Unlike Noyes, Bragdon finds himself surprised to be preparing for another tour in the combat zone. “We actually kind of thought we were done. It never really occurred to us it was going to drag on this long,” he said.

Capt. Mitch Mitchell, education coordinator for Wolfe’s Neck Farm in Freeport, said the need for troops has been predictable.

“From the standpoint of a military officer, we’re supposed to plan ahead for contingencies,” he said. “The Guard and Reserve stand ready for the nation to call upon in times of crisis, to give the nation time to respond to whatever that crisis or threat is.”

Nonetheless, Mitchell said it would be far better to expand the Army and Marines instead of relying so much on citizen soliders. It would be a “crushing disappointment” to his employer if he’s redeployed, he said.
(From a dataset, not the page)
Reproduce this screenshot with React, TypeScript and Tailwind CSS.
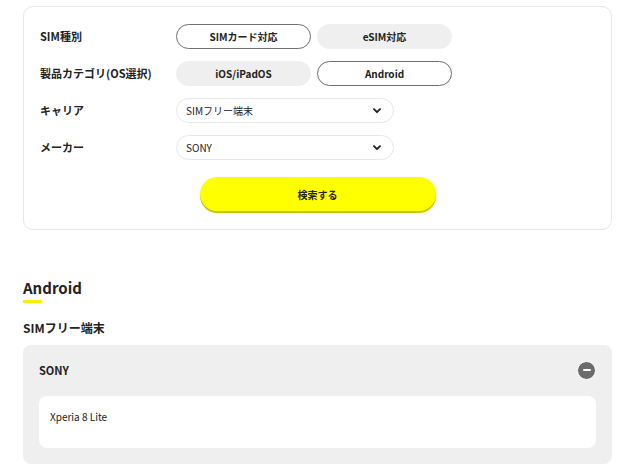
import React from 'react';

const font = { fontFamily: '"Noto Sans CJK JP", "Noto Sans", sans-serif' };

const Chevron = () => (
  <svg width="8" height="6" viewBox="0 0 8 6" className="text-[#222]">
    <path d="M1 1.2l3 3 3-3" fill="none" stroke="currentColor" strokeWidth="1.9" strokeLinecap="round" strokeLinejoin="round" />
  </svg>
);

const Pill: React.FC<{ label: string; active?: boolean }> = ({ label, active }) => (
  <button
    className={`w-[135px] h-[25px] rounded-full text-[10px] font-bold text-[#222] flex items-center justify-center ${
      active ? 'bg-white border border-[#707070]' : 'bg-[#efefef] border border-[#efefef]'
    }`}
  >
    {label}
  </button>
);

const Select: React.FC<{ value: string }> = ({ value }) => (
  <div className="w-[218px] h-[25px] rounded-full border border-[#e8e8e8] bg-white flex items-center justify-between pl-[9px] pr-[12px] text-[10px] text-[#222]">
    <span>{value}</span>
    <Chevron />
  </div>
);

const Row: React.FC<{ label: string; children: React.ReactNode }> = ({ label, children }) => (
  <div className="flex items-center h-[25px]">
    <div className="w-[136px] text-[11px] font-bold text-[#222]">{label}</div>
    <div className="flex gap-[6px]">{children}</div>
  </div>
);

export default function App() {
  return (
    <div className="w-[640px] h-[464px] overflow-hidden bg-white pl-[23px] pr-[28px] pt-[6px]" style={font}>
      {/* search form */}
      <div className="border border-[#e6e6e6] rounded-[10px] pl-[16px] pt-[17px] pb-[18px]">
        <div className="flex flex-col gap-[12px]">
          <Row label="SIM種別">
            <Pill label="SIMカード対応" active />
            <Pill label="eSIM対応" />
          </Row>
          <Row label="製品カテゴリ(OS選択)">
            <Pill label="iOS/iPadOS" />
            <Pill label="Android" active />
          </Row>
          <Row label="キャリア">
            <Select value="SIMフリー端末" />
          </Row>
          <Row label="メーカー">
            <Select value="SONY" />
          </Row>
        </div>
        <div className="flex justify-center pr-[16px] mt-[17px]">
          <button className="w-[236px] h-[34px] rounded-full bg-[#ffff00] shadow-[0_2px_0_#c9c400] text-[10px] font-bold text-[#222]">
            検索する
          </button>
        </div>
      </div>

      {/* results */}
      <div className="mt-[47px]">
        <h2 className="text-[15px] font-bold text-[#222] leading-[22px]">Android</h2>
        <div className="w-[19px] h-[3px] bg-[#ffee00] mt-[1px]" />
        <h3 className="text-[12px] font-bold text-[#222] mt-[16px] leading-[18px]">SIMフリー端末</h3>
        <div className="mt-[8px] bg-[#efefef] rounded-[8px] px-[16px] pt-[15px] pb-[16px]">
          <div className="flex items-center justify-between h-[20px]">
            <span className="text-[11px] font-bold text-[#222]">SONY</span>
            <span className="w-[19px] h-[19px] rounded-full bg-[#6b6b6b] border border-white flex items-center justify-center">
              <span className="w-[8px] h-[2px] bg-white rounded-sm" />
            </span>
          </div>
          <div className="mt-[16px] bg-white rounded-[8px] h-[52px] pl-[11px] pt-[13px] text-[10px] text-[#222]">
            Xperia 8 Lite
          </div>
        </div>
      </div>
    </div>
  );
}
About 9 percent of reservists come from their own family’s business and 18 percent come from companies with fewer than 100 employees, according to a 2005 military report.

Capt. Shanon Cotta, spokesman for the Maine National Guard, said the prospect of additional deployments will likely mean states must step up training. When the 133rd deployed in 2003, it did so after spending three months at Fort Drum, New York.

An ongoing overseas commitment from the National Guard changes its basic purpose, he said. “Before, the National Guard was the strategic reserve. Now it’s becoming an operational reserve,” Cotta said.

Already, the focus of training has changed, said Capt. Michael Mitchell, a state trooper who works at the state crime laboratory.

“The toughest part of the job is not construction,” Mitchell said of the 133rd Engineer Battalion. “They don’t need training to build buildings and roads. Their training now is how to survive when building the road.”